# dobie overload



## tattoogirl73 (Jun 25, 2011)

thought i'd share some more photos of my gorgeous boy opie, with his brother jax and his doggie friends 










































































with masie









with benji, jet and rio

























































he's even child friendly 









and loves wearing silly hats

























the cowboy hat photo is the august picture for the dobermann rehoming calendar 2012 i'm proud to say.

thank you for looking


----------



## Jesse11 (Dec 7, 2011)

love the last photo ,very handsome.


----------



## Superash (Aug 23, 2011)

. Can never have too many piccies they are great very handsome dogs:thumbup1:


----------



## missnaomi (Jun 4, 2010)

They're gorgeous - I love the SOA inspired names too!!
Naomi xx


----------



## Catz1 (Sep 19, 2011)

Such cool, beautiful dogs! Great shots too! I have never seen a dobie with a tail in person, they look great


----------



## mimi g (Mar 10, 2009)

Fab piccies, I love dobies. My OHs family dog was a HUGE male called Bruce and he was a big soft teddy bear...sadly no longer with us.
My partner would love another one day x


----------



## Bettylion (Dec 21, 2011)

You have lovely dogs


----------



## tattoogirl73 (Jun 25, 2011)

glad you all like the pics i love taking photos of him, especially when he is playing with other dogs. i just wish he'd got on with jax as well as he does all the others  here's a few more that i took yesterday of him with benji and his other dobe girlfriend, holly.


----------



## sarah456 (Nov 21, 2011)

What a lot of lovely pics of gorgeous dogs! Great! :thumbup1:


----------



## Rini (Jun 23, 2010)

Nice to see dobie's with their tails!

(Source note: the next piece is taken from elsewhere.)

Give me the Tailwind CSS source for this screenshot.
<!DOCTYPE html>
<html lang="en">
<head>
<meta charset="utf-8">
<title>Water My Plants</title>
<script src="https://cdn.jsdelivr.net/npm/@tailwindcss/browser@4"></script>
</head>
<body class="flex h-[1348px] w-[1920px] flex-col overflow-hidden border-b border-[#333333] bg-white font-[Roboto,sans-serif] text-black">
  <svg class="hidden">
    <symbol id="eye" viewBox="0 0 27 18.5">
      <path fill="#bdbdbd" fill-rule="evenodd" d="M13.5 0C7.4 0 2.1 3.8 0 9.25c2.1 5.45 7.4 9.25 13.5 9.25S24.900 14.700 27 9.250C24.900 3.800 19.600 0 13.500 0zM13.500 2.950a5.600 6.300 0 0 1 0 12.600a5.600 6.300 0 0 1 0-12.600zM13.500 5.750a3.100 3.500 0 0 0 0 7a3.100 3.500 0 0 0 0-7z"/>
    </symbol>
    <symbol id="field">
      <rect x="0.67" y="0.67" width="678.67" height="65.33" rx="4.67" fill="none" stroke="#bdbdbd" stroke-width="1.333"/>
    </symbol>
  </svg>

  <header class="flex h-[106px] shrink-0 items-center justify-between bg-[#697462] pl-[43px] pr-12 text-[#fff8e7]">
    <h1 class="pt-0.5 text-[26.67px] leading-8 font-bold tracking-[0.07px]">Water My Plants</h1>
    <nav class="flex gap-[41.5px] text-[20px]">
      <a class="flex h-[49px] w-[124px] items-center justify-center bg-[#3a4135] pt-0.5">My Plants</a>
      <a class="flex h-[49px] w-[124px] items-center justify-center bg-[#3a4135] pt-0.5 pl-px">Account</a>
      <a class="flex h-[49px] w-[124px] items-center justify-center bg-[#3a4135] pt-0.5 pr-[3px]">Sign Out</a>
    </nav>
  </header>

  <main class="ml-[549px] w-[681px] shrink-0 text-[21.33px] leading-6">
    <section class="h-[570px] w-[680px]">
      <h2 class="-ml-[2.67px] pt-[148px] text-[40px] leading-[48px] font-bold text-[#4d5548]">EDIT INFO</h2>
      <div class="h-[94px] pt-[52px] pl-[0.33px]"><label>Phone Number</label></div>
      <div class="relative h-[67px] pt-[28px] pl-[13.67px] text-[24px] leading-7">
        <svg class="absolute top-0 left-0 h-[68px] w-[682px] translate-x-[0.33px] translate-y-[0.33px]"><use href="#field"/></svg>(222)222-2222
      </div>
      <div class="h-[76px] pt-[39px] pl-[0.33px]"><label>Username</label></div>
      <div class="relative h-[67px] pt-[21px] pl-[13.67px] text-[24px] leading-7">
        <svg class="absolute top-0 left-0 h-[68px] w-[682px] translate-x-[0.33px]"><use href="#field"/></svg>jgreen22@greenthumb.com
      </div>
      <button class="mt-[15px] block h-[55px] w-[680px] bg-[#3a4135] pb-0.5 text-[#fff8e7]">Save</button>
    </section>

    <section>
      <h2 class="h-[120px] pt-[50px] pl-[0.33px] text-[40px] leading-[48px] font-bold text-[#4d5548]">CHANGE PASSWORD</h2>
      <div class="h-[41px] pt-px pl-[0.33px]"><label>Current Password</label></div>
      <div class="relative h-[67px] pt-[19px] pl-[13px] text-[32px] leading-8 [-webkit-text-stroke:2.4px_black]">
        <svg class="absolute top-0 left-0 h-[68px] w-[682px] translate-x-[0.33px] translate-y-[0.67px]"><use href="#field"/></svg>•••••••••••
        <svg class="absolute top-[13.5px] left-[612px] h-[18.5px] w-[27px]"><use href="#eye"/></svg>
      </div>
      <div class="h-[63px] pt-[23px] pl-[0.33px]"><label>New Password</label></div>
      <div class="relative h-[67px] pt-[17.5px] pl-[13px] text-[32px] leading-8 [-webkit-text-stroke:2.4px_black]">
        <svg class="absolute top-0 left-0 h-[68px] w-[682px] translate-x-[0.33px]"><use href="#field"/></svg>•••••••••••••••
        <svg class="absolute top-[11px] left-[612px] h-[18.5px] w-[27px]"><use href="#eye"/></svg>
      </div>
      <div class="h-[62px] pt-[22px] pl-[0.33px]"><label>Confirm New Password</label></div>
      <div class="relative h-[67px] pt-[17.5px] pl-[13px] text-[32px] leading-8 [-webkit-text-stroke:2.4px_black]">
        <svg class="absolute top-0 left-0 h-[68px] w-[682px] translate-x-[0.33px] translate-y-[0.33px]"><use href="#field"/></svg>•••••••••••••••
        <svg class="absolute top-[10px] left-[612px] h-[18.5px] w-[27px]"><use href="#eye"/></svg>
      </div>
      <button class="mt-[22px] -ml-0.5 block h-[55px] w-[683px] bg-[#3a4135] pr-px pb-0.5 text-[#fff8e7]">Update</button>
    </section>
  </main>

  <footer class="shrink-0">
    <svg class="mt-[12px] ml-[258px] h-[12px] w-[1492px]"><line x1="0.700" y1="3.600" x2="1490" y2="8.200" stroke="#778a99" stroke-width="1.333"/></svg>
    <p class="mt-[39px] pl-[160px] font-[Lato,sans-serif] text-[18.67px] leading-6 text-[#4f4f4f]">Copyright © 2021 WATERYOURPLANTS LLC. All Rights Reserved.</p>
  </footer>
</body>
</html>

Beautiful dogs!


----------



## RockRomantic (Apr 29, 2009)

im in love!


----------



## binaryferret (Dec 22, 2011)

Wow beautiful dobes! I'm still doing my research while I keep my eyes open for the right dobe in a rescue, but I'm also looking for different reputable breeders as I would really love one from a pup. 

Keep the pics coming


----------



## hawksport (Dec 27, 2009)

Great pics. It's not often that 2 males together work out long term


----------



## Benjismummy (Dec 26, 2011)

Hey recognise those dogs and the little girl lol :biggrin:


----------